Additionally, the coastal systems research component of the ESS program develops and uses novel artificial intelligence and machine learning (AI/ML) approaches as well as leveraging of DOE leadership class advanced computing to enable transformational advances in understanding and representing coastal processes in state-of-the-art numerical modeling frameworks. This includes AI/ML-driven coastal system data synthesis and analysis, model uncertainty estimations, and real-time field sensor data assimilation that accelerate scientific workflows.
Why Coastal Sciences Research is Important

Lake Superior. Shoreline of Lake Superior, one of the five Great Lakes of North America. [Courtesy K. Christen]
- Understanding how to advance scale-aware, multiscale Earth system modeling, recognizing the limited spatial extent and large spatial gradients inherent in coastal zones.
- Understanding how to adequately couple above- and belowground microbial, biogeochemical, and physical processes, noting that coastal environments are exposed to extreme and rapid temporal and spatial change.
- Understanding surface-atmosphere dynamics of coastal systems that are strongly influenced by the change in surface type, temperature, roughness, and other features across sharp coastal boundaries.

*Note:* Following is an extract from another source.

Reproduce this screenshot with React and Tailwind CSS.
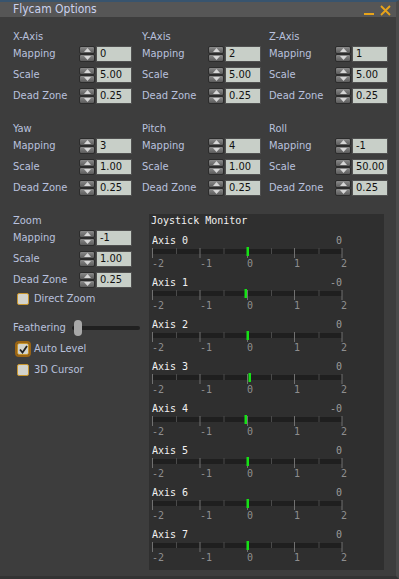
import React from "react";

const SANS = { fontFamily: '"DejaVu Sans Condensed", "DejaVu Sans", sans-serif', fontStretch: "condensed" };
const MONO = { fontFamily: '"DejaVu Sans Mono", "Liberation Mono", monospace' };

function Spinner({ value }) {
  return (
    <div className="flex items-center">
      <div className="flex flex-col w-[16px] h-[16px]">
        <div className="h-[8px] rounded-[2px] bg-linear-to-b from-[#8a8a8a] to-[#5c5c5c] border border-[#2c2c2c] flex items-center justify-center">
          <svg width="7" height="4" viewBox="0 0 7 4"><path d="M0 4 L3.5 0 L7 4Z" fill="#d6d6d6" /></svg>
        </div>
        <div className="h-[8px] rounded-[2px] bg-linear-to-b from-[#8a8a8a] to-[#5c5c5c] border border-[#2c2c2c] flex items-center justify-center">
          <svg width="7" height="4" viewBox="0 0 7 4"><path d="M0 0 L3.5 4 L7 0Z" fill="#d6d6d6" /></svg>
        </div>
      </div>
      <div className="ml-px w-[36px] h-[16px] bg-[#c8cfc8] border border-[#505050] text-[#111] pl-[3px] text-[11px] leading-[14px]">
        {value}
      </div>
    </div>
  );
}

function Row({ label, value }) {
  return (
    <div className="flex items-center h-[16px]">
      <div className="w-[66px] text-[11px] text-[#b9c1de]">{label}</div>
      <Spinner value={value} />
    </div>
  );
}

function AxisGroup({ title, m, s, d }) {
  return (
    <div className="flex flex-col">
      <div className="h-[14px] leading-[14px] text-[11px] text-[#b9c1de]">{title}</div>
      <div className="mt-[2px] flex flex-col gap-[5px]">
        <Row label="Mapping" value={m} />
        <Row label="Scale" value={s} />
        <Row label="Dead Zone" value={d} />
      </div>
    </div>
  );
}

function Checkbox({ checked, focused, label }) {
  return (
    <div className="flex items-center h-[16px]">
      <div className={"ml-[4px] w-[12px] h-[12px] rounded-[2px] bg-[#d3d3cc] border border-[#c8962e] flex items-center justify-center " + (focused ? "outline-2 outline-[#9a6414]" : "")}>
        {checked && (
          <svg width="9" height="9" viewBox="0 0 9 9"><path d="M1 4.5 L3.5 7.5 L8 1" stroke="#222" strokeWidth="1.8" fill="none" /></svg>
        )}
      </div>
      <div className="ml-[5px] text-[11px] text-[#b9c1de]">{label}</div>
    </div>
  );
}

const axes = [
  { v: "0", o: 0 },
  { v: "-0", o: -2 },
  { v: "0", o: 0 },
  { v: "0", o: 2 },
  { v: "-0", o: -2 },
  { v: "0", o: 0 },
  { v: "0", o: 0 },
  { v: "0", o: 0 },
];

function AxisBar({ name, value, off }) {
  const major = [0.5, 48, 95.5, 142.5, 190];
  const minor = [24, 71.5, 119, 166.5];
  return (
    <div className="mt-[5px] flex flex-col">
      <div className="w-[190px] h-[14px] flex justify-between items-center text-[10px]">
        <span className="text-[#f2f2f2]">{name}</span>
        <span className="text-[#9c9c9c]">{value}</span>
      </div>
      <svg width="193" height="11" viewBox="0 0 193 11" className="block">
        <rect x="0" y="2" width="190" height="5" fill="#1f1f1f" />
        {minor.map((x) => (
          <rect key={"m" + x} x={x} y="1" width="1" height="6" fill="#4a4a4a" />
        ))}
        {major.map((x) => (
          <rect key={"M" + x} x={x - 0.5} y="1" width="1" height="10" fill="#707070" />
        ))}
        <rect x={94.5 + off} y="0" width="2.5" height="9" fill="#16e016" />
      </svg>
      <div className="grid grid-cols-[48px_47px_47px_47px_auto] h-[12px] leading-[12px] text-[10px] text-[#8e8e8e]">
        <span>-2</span>
        <span>-1</span>
        <span>0</span>
        <span>1</span>
        <span>2</span>
      </div>
    </div>
  );
}

export default function App() {
  return (
    <div className="w-[399px] h-[579px] bg-[#3d3d3d] flex flex-col border-t-2 border-t-[#38546e] border-r-[3px] border-r-[#4a4a4a] border-b-[3px] border-b-[#333]" style={SANS}>
      <div className="h-[15px] bg-[#565656] flex items-center justify-between pl-[13px] pr-[5px]">
        <span className="text-[12px] leading-[15px] text-[#cad2ef]">Flycam Options</span>
        <div className="flex items-end gap-[6px] h-[12px]">
          <div className="w-[10px] h-[2px] bg-[#e8a41a] mb-[1px]" />
          <svg width="11" height="11" viewBox="0 0 11 11">
            <path d="M1 1 L10 10 M10 1 L1 10" stroke="#e8a41a" strokeWidth="1.8" />
          </svg>
        </div>
      </div>
      <div className="pl-[13px] pt-[13px] flex flex-col">
        <div className="grid grid-cols-[129px_127px_1fr]">
          <AxisGroup title="X-Axis" m="0" s="5.00" d="0.25" />
          <AxisGroup title="Y-Axis" m="2" s="5.00" d="0.25" />
          <AxisGroup title="Z-Axis" m="1" s="5.00" d="0.25" />
        </div>
        <div className="mt-[18px] grid grid-cols-[129px_127px_1fr]">
          <AxisGroup title="Yaw" m="3" s="1.00" d="0.25" />
          <AxisGroup title="Pitch" m="4" s="1.00" d="0.25" />
          <AxisGroup title="Roll" m="-1" s="50.00" d="0.25" />
        </div>
        <div className="mt-[18px] flex">
          <div className="w-[136px] flex flex-col">
            <AxisGroup title="Zoom" m="-1" s="1.00" d="0.25" />
            <div className="mt-[3px]">
              <Checkbox label="Direct Zoom" />
            </div>
            <div className="mt-[13px] flex items-center h-[16px]">
              <div className="w-[59px] text-[11px] text-[#b9c1de]">Feathering</div>
              <div className="relative w-[68px] h-[16px] flex items-center">
                <div className="w-full h-[4px] rounded-full bg-[#202020]" />
                <div className="absolute left-[2px] top-0 w-[8px] h-[16px] rounded-[4px] bg-[#a8a8a8]" />
              </div>
            </div>
            <div className="mt-[5px]">
              <Checkbox label="Auto Level" checked focused />
            </div>
            <div className="mt-[5px]">
              <Checkbox label="3D Cursor" />
            </div>
          </div>
          <div className="w-[235px] h-[356px] bg-[#2f2f2f] pl-[3px] flex flex-col" style={MONO}>
            <div className="h-[14px] leading-[14px] text-[10px] text-[#f2f2f2] -ml-px">Joystick Monitor</div>
            {axes.map((a, i) => (
              <AxisBar key={i} name={"Axis " + i} value={a.v} off={a.o} />
            ))}
          </div>
        </div>
      </div>
    </div>
  );
}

- Understanding the dynamics of the coupled human-coastal-environmental system and how the system of components containing cities, energy infrastructure, economies, and the natural environment interact in response to changing conditions and extreme events.
By improving the representation and understanding of critical coastal systems in process-based models and Earth system models, ESS coastal sciences research will empower greater predictive capacity to inform DOE mission and national security needs in coastal regions.